Opinión | VERDIALES
Dos metros cuadrados
Suelo disimular la emoción, intento camuflarla moviendo los brazos, a veces de manera espasmódica, exagerando los gestos para ocultar mis sentimientos y esa timidez que me distancia de la realidad y de los demás

El paseo de Fernán Núñez del parque del Retiro, en Madrid, repleto de gente durante la Feria del Libro. / Alba Vigaray
Sara vino con Juana a eso del mediodía, cuando el sol empezaba a hacer de las suyas en el cielo de Madrid. Cada vez que me quejo del calor, pienso en los bebés y en las personas mayores y, entonces, me callo o modero la queja, la atempero, que es la mejor forma de vivir, en esta época del año y en cualquier otra. La preciosa cara de Juana, de cinco meses, asomaba en el cochecito. Risueña, simpática, aparentemente tranquila, me miró con sus pequeños ojos de ese azul claro que a su madre todo el mundo le dice que irá perdiendo, desaparecerá, igual que la inocencia.
Sara me explicó que venía a que le firmara la novela, pero no a ella, sino a Juana. Un compañero, Juan Carlos, había empezado una tradición cuando sus hijos, ya veinteañeros, eran pequeños: en cada edición de la Feria del Libro, acudía al Retiro a que uno de sus escritores preferidos dejara su rúbrica en un libro, ejemplar que pasaba a engrosar la todavía incipiente biblioteca de los niños. Me pareció muy bonito, me dijo Sara, y decidí que yo haría lo mismo con Juana y empezaría contigo.
Al escucharla, tuve que contener las lágrimas, disimular la emoción, camuflarla moviendo los brazos, como hago siempre, a veces de manera espasmódica, exagerando los gestos para ocultar mis sentimientos y esa timidez que me distancia de la realidad y de los demás. Quise salir de la caseta, coger en brazos a Juana, abrazar a Sara, pero me quedé dentro, encerrada en esos dos metros cuadrados en los que a veces me empeño en vivir por miedo a sufrir, como si fuera posible.
Me despedí de ellas, al rato de los libreros y L. me recogió en una de las puertas del Retiro.
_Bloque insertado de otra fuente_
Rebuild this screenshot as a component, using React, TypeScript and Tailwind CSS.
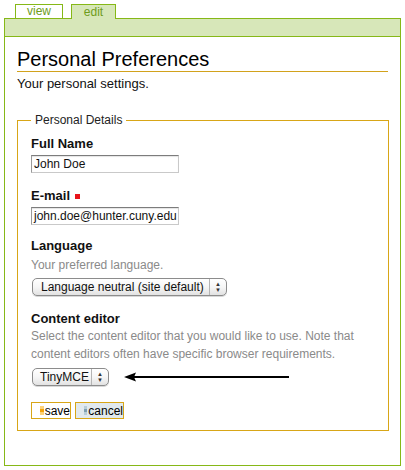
import React from 'react';

const green = 'border-[#86b817]';
const gold = 'border-[#d8a617]';

const PopupSelect = ({ label, width, textPad }: { label: string; width: string; textPad: string }) => (
  <div
    className={`flex h-[18px] ${width} items-stretch rounded-[5px] border border-[#8c8c8c] bg-gradient-to-b from-white via-[#f6f6f6] to-[#e2e2e2] text-[12px] leading-[16px] text-[#111] shadow-[0_1px_0_#d8d8d8]`}>
    <span className={`flex-1 ${textPad} whitespace-nowrap`}>{label}</span>
    <span className="flex w-[17px] flex-col items-center justify-center border-l border-[#b4b4b4] text-[6px] leading-[6px] text-[#333]">
      <span>▲</span>
      <span>▼</span>
    </span>
  </div>
);

const Marker = ({ light, dark }: { light: string; dark: string }) => (
  <span className="mr-[1px] flex w-[4px] flex-col">
    <span className={`h-[3px] ${light}`} />
    <span className={`h-[3px] ${dark}`} />
    <span className={`h-[3px] ${light}`} />
  </span>
);

export default function App() {
  return (
    <div className="min-h-[470px] bg-white px-[4px] pt-[4px] font-['Liberation_Sans',Arial,sans-serif] text-[#111]">
      <div className="ml-[11px] flex items-end gap-[8px]">
        <div className={`h-[14px] w-[48px] border border-b-0 ${green} bg-white text-center text-[12px] leading-[13px] text-[#6e9c1c]`}>
          view
        </div>
        <div className={`relative z-10 -mb-px h-[15px] w-[45px] border border-b-0 ${green} bg-[#d7e7b9] text-center text-[12px] leading-[14px] text-[#6e9c1c]`}>
          edit
        </div>
      </div>

      <div className={`h-[448px] w-[397px] border ${green}`}>
        <div className={`h-[18px] border-b ${green} bg-[#d7e7b9]`} />

        <div className="pl-[12px] pr-[12px]">
          <h1 className="mt-[10px] border-b border-[#d2a21c] text-[20px] font-normal leading-[24px] text-black">
            Personal Preferences
          </h1>
          <p className="mt-[4px] text-[13px] leading-[16px] text-[#111]">Your personal settings.</p>

          <fieldset className={`mt-[20px] w-[372px] border ${gold} px-[13px] pb-[11px]`}>
            <legend className="px-[4px] text-[12px] leading-[16px] text-[#222]">Personal Details</legend>

            <div className="mt-[8px] text-[13px] font-bold leading-[16px]">Full Name</div>
            <div className="mt-[3px] h-[18px] w-[148px] overflow-hidden border border-[#c9c9c9] border-t-[#7c7c7c] border-l-[#9a9a9a] bg-white pl-[2px] text-[12px] leading-[16px] whitespace-nowrap shadow-[inset_0_1px_1px_#e4e4e4]">
              John Doe
            </div>

            <div className="mt-[15px] flex items-center text-[13px] font-bold leading-[16px]">
              E-mail
              <span className="ml-[5px] mt-[1px] h-[5px] w-[5px] bg-[#e8141b]" />
            </div>
            <div className="mt-[3px] h-[18px] w-[148px] overflow-hidden border border-[#c9c9c9] border-t-[#7c7c7c] border-l-[#9a9a9a] bg-white pl-[2px] text-[12px] leading-[16px] whitespace-nowrap shadow-[inset_0_1px_1px_#e4e4e4]">
              john.doe@hunter.cuny.edu
            </div>

            <div className="mt-[13px] text-[13px] font-bold leading-[16px]">Language</div>
            <div className="mt-[3px] text-[12px] leading-[16px] text-[#8a8a8a]">Your preferred language.</div>
            <div className="mt-[5px] ml-[1px]">
              <PopupSelect label="Language neutral (site default)" width="w-[195px]" textPad="pl-[8px]" />
            </div>

            <div className="mt-[15px] text-[13px] font-bold leading-[16px]">Content editor</div>
            <div className="text-[12px] leading-[18px] text-[#8a8a8a]">
              Select the content editor that you would like to use. Note that
              <br />
              content editors often have specific browser requirements.
            </div>
            <div className="mt-[5px] ml-[1px] flex items-center">
              <PopupSelect label="TinyMCE" width="w-[77px]" textPad="pl-[7px]" />
              <svg className="ml-[15px]" width="166" height="12" viewBox="0 0 166 12">
                <path d="M0 6 L12 1.5 L10 6 L12 10.5 Z" fill="#000" />
                <line x1="9" y1="6" x2="165" y2="6" stroke="#000" strokeWidth="2" />
              </svg>
            </div>

            <div className="mt-[16px] flex gap-[4px]">
              <div className={`flex h-[17px] w-[40px] items-center border ${gold} bg-white pl-[8px] text-[12px] leading-[14px] text-black`}>
                <Marker light="bg-[#fcd27a]" dark="bg-[#f4a40c]" />
                save
              </div>
              <div className={`flex h-[17px] w-[49px] items-center border ${gold} bg-[#e1e9ee] pl-[8px] text-[12px] leading-[14px] text-black`}>
                <Marker light="bg-[#b8cdd8]" dark="bg-[#7e9fb0]" />
                cancel
              </div>
            </div>
          </fieldset>
        </div>
      </div>
    </div>
  );
}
Su hermana nos había invitado a almorzar a su casa. Me ha costado, por mi naturaleza esquiva, sentirme parte de esa familia a la que aún miro con la envidia de quien no tuvo el tiempo suficiente a la suya, la perdió. Esa tarde de domingo, en la larga sobremesa, vi a unos abuelos, todavía jóvenes, disfrutar con su primer nieto, Jaime, de ocho meses, tres más que Juana, achucharle y provocarle la risa, jugar con él, atentos a cada gesto suyo, a sus balbuceos, a ese gateo que pronto culminará en los primeros pasos.
De vuelta, tras haber aparcado el coche, en los diez minutos andando que separan nuestro piso del parking, noté que el dolor llegaba. Primero, la sensación de falta de aire. Luego, la opresión en el pecho. El diafragma agarrotado, el abdomen contraído. Y el llanto, incontenible. Con gafas de sol, me delató la nariz, goteando. Tuve que sonarme, y L. se dio cuenta. ¿Qué pasa? Nada, respondí, impertinente; la fragilidad me asusta. Lo supe al instante: me había roto.
Ya en casa, en el baño, lloré sin contención ni trabas, como no recordaba que se podía hacer. L. me dejó espacio, tiempo y, al cabo de un rato, el llanto más sereno, más pausado, se sentó a mi lado. ¿Qué puedo hacer por ti? Devolverme a mi padre, a mi madre, que puedan ver crecer a sus nietos, llevarlos al Retiro a que su tía les firme sus libros. Eso quise contestar, hasta elaboré la frase, vi las palabras juntándose en mi mente, ordenarse, una tras otra. Pero no lo hice. Seguí encerrada en mis dos metros cuadrados. Nada, es que estoy muy cansada. Eso dije, y me dejé abrazar por ella.